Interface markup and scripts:
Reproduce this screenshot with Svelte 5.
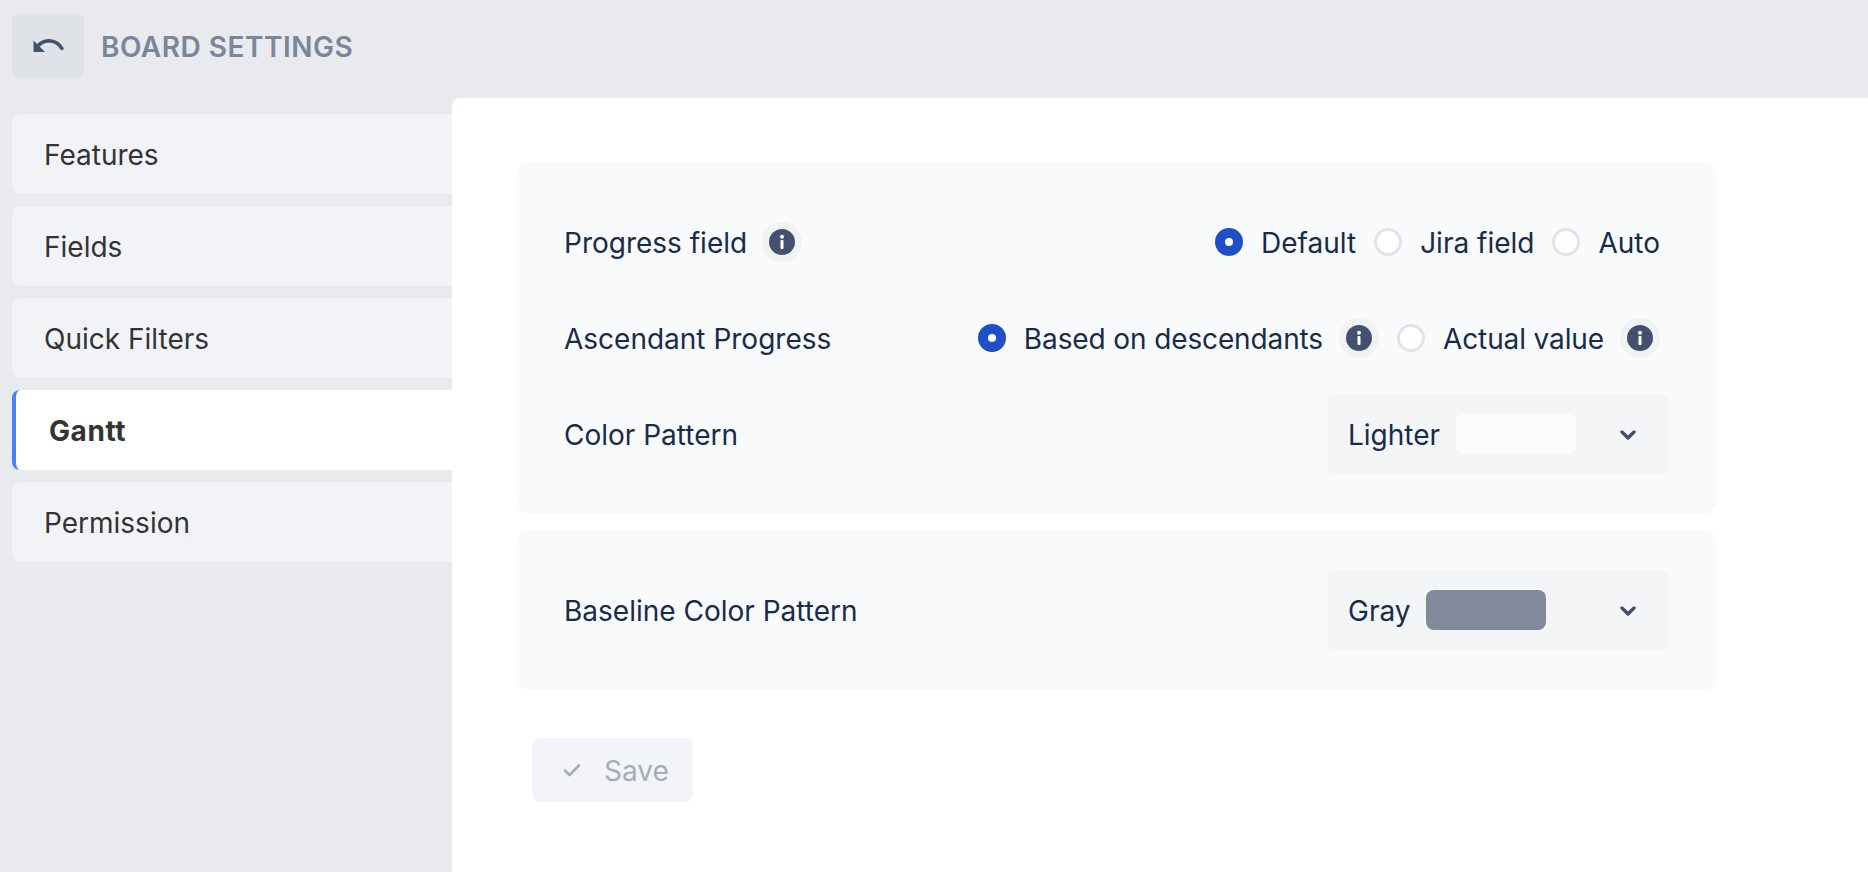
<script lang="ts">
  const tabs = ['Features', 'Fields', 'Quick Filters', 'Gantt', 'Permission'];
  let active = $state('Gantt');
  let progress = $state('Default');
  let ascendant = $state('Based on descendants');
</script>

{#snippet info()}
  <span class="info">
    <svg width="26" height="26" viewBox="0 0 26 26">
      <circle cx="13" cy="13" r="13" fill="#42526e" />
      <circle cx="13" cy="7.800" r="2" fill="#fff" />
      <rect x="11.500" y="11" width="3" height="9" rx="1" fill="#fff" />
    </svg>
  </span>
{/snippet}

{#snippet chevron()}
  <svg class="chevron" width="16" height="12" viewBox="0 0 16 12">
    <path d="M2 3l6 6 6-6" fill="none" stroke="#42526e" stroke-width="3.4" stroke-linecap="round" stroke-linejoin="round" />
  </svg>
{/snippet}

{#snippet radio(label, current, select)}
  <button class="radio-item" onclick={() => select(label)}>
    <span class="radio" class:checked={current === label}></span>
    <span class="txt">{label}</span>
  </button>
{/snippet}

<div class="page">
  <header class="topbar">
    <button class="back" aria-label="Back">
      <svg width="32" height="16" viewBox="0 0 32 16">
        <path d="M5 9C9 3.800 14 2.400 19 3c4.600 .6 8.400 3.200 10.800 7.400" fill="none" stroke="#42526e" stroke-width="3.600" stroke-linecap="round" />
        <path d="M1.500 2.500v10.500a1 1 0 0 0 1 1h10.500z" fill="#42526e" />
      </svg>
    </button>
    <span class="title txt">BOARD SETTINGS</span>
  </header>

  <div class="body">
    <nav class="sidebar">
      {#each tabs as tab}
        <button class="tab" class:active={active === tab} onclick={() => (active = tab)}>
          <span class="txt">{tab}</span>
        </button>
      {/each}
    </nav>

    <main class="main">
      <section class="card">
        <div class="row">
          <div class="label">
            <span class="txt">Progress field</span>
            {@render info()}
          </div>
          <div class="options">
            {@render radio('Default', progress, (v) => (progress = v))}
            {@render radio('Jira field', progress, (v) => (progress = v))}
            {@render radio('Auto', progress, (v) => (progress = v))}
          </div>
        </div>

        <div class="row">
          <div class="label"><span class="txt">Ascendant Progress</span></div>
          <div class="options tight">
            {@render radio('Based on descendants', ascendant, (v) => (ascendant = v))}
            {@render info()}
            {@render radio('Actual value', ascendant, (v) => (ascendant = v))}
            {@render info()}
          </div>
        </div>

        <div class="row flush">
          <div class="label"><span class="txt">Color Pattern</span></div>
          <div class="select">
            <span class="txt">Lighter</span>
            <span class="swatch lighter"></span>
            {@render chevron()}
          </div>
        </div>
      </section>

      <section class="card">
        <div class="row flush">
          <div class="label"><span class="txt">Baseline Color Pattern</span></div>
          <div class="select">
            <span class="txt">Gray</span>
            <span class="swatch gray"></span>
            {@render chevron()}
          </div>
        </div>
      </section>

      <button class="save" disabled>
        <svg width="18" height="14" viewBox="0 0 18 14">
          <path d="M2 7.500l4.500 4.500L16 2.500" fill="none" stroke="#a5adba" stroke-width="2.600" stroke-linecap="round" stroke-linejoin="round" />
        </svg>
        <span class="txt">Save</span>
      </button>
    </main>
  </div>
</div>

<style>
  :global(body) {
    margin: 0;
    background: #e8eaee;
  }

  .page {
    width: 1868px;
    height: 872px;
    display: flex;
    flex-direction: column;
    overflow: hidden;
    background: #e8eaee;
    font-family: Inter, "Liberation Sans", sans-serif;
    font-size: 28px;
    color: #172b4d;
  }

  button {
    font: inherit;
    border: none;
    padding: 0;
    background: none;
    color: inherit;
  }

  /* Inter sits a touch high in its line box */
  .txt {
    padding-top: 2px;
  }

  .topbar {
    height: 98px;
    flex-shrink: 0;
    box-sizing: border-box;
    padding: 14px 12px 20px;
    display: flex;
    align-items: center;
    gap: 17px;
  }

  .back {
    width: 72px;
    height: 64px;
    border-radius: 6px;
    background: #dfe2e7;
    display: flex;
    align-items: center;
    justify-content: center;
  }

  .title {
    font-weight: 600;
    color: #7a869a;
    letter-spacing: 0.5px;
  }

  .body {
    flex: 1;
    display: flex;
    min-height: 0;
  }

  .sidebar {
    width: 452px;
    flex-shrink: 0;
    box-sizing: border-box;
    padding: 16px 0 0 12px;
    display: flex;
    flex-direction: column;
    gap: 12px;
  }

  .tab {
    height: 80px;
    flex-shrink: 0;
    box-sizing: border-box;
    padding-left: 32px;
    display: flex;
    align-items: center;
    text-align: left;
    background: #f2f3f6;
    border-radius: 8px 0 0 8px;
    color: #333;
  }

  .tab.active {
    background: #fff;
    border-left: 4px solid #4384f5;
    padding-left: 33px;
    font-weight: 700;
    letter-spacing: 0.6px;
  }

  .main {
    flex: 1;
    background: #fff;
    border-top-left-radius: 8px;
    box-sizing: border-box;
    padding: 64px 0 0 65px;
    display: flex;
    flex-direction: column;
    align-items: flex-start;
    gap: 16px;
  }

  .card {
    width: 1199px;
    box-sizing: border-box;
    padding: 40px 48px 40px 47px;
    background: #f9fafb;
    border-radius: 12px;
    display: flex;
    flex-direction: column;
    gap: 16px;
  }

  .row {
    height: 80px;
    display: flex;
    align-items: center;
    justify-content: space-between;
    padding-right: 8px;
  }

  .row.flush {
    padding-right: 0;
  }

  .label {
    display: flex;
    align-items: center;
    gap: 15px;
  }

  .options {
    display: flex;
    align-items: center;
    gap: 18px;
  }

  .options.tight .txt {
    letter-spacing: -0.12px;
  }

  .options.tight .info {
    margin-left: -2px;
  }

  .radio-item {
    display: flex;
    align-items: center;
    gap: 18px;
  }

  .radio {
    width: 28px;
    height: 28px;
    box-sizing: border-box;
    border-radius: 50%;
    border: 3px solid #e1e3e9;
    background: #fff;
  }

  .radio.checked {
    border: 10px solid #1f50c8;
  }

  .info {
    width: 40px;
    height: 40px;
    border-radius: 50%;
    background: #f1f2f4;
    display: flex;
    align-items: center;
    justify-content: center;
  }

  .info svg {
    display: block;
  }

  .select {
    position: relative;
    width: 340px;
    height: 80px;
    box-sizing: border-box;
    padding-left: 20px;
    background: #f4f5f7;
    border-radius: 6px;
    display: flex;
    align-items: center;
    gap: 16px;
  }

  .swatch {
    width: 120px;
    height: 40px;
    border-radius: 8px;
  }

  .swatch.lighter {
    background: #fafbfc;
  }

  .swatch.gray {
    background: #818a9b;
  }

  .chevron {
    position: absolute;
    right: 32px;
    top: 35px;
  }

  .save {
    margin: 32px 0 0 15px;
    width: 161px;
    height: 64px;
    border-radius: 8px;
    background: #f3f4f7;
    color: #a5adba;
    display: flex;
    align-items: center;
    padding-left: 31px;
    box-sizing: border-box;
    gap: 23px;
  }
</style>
* * *
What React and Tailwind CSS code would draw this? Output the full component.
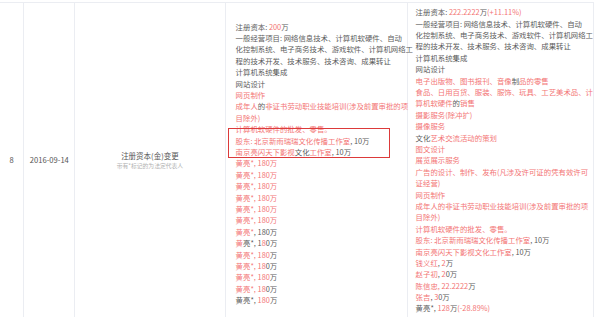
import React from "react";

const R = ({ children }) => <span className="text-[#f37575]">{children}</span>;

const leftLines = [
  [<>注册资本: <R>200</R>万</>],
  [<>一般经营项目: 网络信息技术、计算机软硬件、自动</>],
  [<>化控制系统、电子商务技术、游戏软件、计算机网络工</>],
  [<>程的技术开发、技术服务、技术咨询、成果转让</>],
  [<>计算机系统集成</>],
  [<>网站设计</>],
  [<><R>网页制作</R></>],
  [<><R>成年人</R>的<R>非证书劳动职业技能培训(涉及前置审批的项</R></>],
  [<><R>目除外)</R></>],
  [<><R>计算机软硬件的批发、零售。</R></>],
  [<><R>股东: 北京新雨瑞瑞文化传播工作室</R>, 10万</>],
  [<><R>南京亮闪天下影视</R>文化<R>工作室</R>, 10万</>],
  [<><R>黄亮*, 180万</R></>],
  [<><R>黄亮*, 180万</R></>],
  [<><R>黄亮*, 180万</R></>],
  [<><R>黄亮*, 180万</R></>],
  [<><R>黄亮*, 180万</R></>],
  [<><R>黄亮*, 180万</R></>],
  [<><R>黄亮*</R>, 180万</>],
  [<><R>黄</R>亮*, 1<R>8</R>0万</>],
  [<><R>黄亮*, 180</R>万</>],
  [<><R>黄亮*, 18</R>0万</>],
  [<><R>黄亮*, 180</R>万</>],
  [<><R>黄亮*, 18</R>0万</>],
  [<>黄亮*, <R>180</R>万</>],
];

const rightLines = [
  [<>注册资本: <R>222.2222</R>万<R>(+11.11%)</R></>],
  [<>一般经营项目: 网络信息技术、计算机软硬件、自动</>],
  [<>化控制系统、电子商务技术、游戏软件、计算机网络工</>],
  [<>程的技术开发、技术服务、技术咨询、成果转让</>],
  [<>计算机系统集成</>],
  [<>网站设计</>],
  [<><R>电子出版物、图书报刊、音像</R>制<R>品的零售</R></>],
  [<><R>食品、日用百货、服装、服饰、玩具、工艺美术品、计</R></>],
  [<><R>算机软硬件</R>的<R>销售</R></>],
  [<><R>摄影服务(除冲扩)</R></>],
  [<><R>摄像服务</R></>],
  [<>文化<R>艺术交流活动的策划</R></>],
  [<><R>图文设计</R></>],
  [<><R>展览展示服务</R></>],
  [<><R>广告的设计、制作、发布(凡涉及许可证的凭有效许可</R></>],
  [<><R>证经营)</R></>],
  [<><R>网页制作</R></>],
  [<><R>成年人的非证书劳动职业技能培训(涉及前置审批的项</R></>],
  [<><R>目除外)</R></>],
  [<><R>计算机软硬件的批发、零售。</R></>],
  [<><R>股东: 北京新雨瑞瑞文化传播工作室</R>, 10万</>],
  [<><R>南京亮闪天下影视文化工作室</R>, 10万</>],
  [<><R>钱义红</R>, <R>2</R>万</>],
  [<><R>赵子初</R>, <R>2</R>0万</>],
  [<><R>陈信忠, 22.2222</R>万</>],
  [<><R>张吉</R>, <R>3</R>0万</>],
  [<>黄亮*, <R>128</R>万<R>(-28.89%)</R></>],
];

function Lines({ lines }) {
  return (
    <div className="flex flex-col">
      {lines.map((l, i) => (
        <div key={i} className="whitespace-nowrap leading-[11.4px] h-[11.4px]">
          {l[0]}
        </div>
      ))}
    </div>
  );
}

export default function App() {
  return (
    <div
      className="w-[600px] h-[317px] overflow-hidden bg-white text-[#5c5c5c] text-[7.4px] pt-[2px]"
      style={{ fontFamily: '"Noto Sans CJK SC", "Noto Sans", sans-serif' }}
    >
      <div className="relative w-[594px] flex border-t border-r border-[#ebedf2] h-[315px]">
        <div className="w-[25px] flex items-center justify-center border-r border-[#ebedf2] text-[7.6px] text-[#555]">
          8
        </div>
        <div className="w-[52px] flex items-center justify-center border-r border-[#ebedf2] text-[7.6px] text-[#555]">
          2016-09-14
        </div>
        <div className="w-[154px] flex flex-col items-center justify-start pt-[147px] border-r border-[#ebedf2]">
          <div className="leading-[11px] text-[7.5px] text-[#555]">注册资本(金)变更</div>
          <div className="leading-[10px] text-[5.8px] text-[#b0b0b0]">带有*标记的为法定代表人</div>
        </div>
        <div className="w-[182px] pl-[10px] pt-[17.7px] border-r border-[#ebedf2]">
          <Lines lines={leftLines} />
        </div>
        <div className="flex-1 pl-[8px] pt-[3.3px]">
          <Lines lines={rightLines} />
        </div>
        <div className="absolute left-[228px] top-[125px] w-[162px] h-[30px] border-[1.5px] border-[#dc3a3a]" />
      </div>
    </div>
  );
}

• **Set problem**
From the data above, show each line that contains "React".

• **Response for this exercise**
What React and Tailwind CSS code would draw this? Output the full component.
import React from "react";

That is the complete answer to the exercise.